— start of MATERIALS PROVIDED —

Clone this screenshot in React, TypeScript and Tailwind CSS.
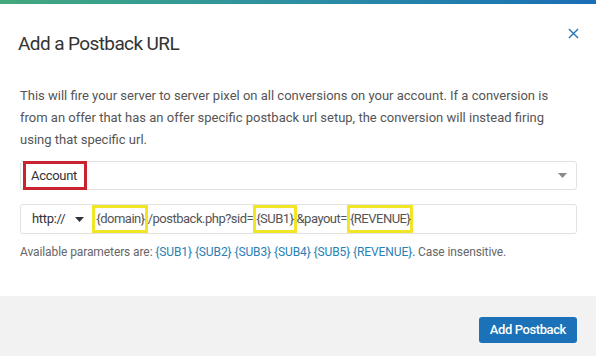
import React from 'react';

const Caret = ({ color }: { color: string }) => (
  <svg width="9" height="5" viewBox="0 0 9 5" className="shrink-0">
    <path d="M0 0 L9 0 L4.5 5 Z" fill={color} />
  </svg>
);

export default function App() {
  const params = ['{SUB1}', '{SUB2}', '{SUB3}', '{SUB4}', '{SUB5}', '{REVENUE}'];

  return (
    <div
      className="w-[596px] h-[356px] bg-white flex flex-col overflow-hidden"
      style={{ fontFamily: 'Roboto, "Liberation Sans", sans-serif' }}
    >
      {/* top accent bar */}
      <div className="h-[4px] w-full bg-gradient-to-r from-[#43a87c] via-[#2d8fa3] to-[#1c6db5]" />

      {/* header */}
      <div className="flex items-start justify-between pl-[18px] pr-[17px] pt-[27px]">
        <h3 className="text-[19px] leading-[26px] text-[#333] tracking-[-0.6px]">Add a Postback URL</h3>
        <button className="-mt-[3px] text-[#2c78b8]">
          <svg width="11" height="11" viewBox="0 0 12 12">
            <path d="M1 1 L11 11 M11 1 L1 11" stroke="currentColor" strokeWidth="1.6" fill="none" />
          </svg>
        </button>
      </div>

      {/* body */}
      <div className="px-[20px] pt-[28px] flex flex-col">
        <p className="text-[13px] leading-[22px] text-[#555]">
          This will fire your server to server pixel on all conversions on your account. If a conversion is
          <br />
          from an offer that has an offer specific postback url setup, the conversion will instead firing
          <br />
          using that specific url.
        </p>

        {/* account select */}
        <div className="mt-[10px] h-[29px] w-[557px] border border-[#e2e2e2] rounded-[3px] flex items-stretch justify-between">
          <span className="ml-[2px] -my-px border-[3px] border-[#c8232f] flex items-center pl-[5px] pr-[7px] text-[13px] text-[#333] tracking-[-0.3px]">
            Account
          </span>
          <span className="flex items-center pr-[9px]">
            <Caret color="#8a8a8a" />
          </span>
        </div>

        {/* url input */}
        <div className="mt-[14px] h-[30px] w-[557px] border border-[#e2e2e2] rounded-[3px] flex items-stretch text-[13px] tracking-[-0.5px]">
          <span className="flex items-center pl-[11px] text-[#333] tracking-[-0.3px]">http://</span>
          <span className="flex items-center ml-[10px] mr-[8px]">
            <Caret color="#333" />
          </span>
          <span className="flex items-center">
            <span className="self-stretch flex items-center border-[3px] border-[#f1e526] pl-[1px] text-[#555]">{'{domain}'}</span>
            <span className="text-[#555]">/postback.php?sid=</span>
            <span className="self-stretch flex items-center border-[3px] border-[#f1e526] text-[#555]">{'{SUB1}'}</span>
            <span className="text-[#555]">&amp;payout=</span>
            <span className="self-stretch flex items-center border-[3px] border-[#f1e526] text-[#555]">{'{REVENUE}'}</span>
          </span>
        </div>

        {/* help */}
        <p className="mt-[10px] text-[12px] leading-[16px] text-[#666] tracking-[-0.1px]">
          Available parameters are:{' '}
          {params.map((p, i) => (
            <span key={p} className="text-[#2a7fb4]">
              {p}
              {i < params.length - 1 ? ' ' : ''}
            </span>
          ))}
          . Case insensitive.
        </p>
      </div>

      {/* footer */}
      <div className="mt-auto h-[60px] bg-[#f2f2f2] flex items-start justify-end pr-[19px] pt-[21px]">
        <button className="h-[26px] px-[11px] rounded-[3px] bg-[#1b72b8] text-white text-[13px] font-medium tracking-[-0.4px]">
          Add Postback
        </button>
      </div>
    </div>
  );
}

— end of MATERIALS PROVIDED —
— start of MATERIALS PROVIDED —

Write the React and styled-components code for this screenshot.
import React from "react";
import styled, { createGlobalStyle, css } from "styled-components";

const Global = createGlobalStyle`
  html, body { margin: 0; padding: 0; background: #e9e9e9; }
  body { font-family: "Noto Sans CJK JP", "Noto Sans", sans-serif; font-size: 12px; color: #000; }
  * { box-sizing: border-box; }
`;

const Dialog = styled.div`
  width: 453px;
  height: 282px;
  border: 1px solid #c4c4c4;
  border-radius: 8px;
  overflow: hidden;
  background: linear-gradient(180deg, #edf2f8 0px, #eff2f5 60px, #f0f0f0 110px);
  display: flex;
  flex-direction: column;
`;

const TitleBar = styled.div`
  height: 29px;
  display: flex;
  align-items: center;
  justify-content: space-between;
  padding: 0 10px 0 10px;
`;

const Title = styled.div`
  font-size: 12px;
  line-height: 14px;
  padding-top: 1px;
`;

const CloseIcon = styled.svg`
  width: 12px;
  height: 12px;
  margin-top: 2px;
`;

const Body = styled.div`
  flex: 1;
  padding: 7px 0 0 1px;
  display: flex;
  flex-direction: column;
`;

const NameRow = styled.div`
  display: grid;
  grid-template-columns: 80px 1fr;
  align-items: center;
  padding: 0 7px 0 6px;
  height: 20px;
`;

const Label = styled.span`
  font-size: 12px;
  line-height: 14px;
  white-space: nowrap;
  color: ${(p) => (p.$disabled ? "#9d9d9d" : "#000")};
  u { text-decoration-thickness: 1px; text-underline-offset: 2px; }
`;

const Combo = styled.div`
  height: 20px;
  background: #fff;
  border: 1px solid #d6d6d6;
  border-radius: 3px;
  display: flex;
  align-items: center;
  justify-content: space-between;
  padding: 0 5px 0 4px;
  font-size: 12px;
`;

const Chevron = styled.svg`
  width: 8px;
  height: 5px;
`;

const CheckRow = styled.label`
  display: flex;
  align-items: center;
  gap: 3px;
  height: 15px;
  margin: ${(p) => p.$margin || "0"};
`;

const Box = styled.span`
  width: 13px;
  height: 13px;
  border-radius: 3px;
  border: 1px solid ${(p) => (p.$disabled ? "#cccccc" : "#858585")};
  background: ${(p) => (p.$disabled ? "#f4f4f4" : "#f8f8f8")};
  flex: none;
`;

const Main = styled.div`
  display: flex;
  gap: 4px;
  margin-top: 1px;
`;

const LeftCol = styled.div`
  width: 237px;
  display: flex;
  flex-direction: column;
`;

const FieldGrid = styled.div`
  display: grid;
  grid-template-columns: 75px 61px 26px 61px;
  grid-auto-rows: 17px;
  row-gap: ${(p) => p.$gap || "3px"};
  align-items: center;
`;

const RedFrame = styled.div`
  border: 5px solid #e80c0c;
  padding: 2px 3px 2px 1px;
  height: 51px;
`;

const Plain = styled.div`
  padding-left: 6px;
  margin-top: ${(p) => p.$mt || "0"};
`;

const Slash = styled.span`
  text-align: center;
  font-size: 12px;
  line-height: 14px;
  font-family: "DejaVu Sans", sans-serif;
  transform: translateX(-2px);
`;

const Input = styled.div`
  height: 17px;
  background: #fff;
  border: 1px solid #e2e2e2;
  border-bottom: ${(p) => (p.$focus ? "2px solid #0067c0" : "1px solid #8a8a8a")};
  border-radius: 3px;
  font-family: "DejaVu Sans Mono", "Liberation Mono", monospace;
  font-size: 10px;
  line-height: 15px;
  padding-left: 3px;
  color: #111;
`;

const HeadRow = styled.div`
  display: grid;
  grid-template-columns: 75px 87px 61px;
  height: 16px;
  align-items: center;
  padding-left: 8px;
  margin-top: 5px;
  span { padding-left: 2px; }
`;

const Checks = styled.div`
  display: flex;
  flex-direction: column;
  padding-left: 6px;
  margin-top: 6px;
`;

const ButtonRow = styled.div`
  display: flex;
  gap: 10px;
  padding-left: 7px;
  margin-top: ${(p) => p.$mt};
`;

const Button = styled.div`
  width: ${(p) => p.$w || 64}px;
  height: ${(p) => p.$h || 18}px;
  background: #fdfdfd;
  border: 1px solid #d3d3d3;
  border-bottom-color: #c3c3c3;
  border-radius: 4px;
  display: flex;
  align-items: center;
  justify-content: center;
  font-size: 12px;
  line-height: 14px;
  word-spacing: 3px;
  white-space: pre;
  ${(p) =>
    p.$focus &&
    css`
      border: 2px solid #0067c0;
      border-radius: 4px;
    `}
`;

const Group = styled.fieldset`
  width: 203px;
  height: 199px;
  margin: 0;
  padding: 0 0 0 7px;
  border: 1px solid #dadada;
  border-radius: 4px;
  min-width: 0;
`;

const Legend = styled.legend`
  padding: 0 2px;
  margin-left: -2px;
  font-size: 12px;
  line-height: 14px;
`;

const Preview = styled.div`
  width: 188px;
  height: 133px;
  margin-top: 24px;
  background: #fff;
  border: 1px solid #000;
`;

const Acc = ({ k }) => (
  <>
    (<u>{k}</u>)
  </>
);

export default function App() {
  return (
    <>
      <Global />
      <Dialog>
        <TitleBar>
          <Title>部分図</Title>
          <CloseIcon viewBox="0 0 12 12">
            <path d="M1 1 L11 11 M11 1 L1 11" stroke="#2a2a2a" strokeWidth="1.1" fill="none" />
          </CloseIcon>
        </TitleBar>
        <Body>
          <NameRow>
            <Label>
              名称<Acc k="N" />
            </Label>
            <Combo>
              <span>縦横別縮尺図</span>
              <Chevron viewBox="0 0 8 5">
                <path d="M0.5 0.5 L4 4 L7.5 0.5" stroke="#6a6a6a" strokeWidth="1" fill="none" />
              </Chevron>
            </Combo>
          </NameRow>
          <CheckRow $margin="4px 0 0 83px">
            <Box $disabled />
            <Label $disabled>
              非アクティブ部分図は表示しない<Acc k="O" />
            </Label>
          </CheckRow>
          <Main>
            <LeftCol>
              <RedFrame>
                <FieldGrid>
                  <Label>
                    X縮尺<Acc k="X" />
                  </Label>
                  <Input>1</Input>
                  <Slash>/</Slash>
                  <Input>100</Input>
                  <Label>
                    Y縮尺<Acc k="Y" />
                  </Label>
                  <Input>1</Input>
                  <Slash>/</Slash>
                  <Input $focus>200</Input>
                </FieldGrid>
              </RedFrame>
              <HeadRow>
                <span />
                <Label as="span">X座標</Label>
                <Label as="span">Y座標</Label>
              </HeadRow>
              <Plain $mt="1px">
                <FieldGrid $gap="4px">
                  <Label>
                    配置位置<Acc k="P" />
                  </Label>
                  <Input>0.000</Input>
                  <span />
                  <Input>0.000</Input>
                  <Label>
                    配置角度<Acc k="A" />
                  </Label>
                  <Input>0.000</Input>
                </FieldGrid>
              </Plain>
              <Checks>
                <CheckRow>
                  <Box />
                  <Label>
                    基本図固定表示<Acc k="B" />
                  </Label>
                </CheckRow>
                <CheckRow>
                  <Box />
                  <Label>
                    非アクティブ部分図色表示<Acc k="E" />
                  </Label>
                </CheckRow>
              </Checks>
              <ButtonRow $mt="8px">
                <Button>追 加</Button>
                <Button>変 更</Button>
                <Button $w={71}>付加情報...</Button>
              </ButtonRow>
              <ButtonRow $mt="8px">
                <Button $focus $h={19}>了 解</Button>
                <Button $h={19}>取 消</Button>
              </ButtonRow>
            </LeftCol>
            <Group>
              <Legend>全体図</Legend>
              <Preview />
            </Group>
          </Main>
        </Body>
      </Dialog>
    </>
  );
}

— end of MATERIALS PROVIDED —

▶ [WORK TO COMPLETE]:
Pick out, from the lines above, every one that contains the string "React".

▶ [ANSWER TO THE PROBLEM]:
Clone this screenshot in React, TypeScript and Tailwind CSS.
import React from 'react';
Write the React and styled-components code for this screenshot.
import React from "react";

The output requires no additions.